▶ _Dataset excerpts_
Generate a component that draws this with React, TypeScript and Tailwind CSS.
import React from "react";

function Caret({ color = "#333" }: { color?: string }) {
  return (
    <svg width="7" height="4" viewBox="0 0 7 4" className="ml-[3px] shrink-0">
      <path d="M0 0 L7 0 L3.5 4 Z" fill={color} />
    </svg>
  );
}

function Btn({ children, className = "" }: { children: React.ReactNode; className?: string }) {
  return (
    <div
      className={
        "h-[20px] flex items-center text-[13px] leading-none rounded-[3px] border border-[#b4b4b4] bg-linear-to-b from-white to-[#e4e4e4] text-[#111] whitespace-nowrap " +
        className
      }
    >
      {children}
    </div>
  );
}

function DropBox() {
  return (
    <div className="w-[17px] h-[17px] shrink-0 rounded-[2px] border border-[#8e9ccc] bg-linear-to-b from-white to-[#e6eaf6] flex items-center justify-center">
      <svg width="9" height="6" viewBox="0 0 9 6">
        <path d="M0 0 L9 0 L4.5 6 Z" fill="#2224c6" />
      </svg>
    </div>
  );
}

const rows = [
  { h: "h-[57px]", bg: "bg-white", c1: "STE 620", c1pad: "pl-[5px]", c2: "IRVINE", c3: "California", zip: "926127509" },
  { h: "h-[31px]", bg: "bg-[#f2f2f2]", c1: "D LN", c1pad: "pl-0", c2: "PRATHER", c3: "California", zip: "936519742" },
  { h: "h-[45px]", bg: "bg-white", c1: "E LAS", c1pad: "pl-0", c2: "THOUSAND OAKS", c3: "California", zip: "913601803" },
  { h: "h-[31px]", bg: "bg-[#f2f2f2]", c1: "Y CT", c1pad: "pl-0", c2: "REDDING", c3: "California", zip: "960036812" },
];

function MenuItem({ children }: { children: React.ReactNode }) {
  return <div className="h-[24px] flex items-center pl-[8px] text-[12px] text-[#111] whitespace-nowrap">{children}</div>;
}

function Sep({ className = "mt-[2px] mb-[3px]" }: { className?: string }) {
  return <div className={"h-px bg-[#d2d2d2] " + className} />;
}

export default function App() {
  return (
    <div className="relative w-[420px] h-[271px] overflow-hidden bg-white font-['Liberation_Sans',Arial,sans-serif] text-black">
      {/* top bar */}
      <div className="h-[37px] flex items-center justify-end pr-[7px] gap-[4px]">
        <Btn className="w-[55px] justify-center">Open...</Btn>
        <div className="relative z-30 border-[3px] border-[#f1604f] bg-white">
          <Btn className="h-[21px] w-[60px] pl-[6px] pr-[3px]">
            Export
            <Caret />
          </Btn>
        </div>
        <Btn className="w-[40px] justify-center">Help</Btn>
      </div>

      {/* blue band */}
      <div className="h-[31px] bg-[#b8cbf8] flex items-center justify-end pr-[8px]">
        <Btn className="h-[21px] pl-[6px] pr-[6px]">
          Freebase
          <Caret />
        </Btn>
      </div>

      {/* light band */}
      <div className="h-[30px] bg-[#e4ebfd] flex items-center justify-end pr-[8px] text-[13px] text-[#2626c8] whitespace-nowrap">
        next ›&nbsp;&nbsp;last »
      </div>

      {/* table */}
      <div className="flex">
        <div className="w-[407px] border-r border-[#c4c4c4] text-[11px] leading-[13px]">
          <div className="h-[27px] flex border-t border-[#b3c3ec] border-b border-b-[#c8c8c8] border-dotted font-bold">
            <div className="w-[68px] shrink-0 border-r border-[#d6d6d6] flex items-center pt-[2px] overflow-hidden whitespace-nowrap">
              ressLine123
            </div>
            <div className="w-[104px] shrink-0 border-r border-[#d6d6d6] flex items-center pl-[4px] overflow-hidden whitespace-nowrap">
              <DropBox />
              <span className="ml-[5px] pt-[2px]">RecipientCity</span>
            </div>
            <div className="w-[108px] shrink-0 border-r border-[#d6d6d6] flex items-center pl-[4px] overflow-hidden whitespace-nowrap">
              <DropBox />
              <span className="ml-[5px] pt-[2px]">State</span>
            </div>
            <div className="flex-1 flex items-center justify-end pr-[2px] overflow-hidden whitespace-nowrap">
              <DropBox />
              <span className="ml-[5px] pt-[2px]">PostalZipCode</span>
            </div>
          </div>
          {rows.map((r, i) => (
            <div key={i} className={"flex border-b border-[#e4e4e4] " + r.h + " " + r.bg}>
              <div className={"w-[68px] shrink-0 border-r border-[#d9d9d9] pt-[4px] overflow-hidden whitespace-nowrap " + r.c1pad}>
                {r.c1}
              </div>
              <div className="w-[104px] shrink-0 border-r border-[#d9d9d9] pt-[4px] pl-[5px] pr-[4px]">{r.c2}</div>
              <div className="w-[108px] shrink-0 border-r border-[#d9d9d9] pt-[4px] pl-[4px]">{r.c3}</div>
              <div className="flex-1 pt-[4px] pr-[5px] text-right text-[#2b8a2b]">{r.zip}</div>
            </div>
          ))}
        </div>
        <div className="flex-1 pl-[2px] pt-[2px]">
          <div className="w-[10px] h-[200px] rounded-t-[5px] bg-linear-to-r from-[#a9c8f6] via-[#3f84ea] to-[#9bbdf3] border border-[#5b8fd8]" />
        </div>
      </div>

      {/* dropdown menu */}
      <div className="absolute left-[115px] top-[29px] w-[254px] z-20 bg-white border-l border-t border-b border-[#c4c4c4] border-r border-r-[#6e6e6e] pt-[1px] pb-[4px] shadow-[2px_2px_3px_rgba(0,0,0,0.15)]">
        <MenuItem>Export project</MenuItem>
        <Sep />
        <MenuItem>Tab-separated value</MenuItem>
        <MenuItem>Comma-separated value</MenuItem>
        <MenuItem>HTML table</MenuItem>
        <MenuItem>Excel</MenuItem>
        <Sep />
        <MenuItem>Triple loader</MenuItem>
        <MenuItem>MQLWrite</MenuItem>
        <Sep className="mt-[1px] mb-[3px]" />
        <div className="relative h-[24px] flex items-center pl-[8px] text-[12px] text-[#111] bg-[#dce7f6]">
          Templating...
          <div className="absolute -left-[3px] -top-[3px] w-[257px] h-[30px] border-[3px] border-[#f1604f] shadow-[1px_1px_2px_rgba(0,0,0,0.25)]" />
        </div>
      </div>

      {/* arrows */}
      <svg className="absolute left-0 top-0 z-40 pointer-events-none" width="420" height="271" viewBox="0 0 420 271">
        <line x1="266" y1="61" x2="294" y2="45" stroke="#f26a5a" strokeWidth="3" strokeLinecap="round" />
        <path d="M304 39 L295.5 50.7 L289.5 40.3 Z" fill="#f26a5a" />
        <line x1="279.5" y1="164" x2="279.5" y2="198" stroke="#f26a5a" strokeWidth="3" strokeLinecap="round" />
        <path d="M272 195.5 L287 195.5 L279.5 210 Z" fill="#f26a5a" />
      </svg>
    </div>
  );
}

--

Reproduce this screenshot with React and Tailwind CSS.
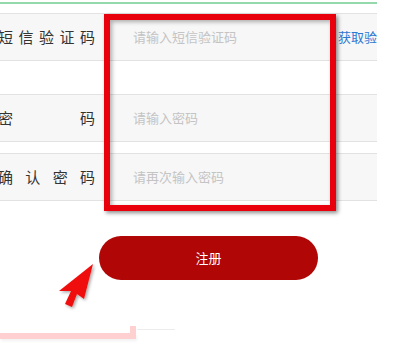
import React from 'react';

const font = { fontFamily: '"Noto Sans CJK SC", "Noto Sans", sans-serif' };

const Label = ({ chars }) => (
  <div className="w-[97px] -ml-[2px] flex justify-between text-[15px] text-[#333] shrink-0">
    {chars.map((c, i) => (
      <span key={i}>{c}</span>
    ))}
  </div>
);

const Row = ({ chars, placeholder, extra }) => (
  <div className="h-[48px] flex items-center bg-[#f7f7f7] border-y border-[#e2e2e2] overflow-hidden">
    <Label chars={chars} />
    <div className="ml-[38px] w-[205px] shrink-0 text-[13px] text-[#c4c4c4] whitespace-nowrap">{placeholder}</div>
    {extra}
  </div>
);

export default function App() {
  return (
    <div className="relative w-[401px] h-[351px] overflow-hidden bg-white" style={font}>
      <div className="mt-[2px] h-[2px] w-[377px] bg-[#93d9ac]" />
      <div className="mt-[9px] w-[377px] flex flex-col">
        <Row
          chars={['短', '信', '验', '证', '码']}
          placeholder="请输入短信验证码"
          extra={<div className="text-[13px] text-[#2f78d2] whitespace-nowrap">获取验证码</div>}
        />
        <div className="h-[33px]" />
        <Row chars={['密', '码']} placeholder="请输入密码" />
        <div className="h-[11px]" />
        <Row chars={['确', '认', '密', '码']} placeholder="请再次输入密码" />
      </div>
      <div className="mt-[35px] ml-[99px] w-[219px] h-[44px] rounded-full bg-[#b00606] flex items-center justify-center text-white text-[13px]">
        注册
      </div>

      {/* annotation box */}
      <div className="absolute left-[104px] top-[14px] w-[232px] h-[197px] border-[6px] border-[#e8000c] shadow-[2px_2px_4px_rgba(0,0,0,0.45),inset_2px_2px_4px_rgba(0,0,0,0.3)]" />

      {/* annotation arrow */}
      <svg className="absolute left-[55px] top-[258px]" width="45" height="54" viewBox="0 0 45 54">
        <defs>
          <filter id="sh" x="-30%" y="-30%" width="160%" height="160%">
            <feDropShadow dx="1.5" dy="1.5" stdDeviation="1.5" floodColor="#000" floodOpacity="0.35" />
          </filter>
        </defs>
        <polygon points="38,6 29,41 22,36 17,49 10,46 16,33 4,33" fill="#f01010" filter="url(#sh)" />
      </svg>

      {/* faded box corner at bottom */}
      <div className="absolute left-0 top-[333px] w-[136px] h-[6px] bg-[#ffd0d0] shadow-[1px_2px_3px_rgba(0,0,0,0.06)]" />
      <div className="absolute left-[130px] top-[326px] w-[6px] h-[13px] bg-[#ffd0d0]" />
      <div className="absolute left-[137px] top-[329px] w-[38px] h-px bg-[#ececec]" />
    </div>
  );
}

▶ _Aim_
Going through the lines above one by one, tally those with the word "Tailwind" and give only the total.

▶ _Exercise response_
2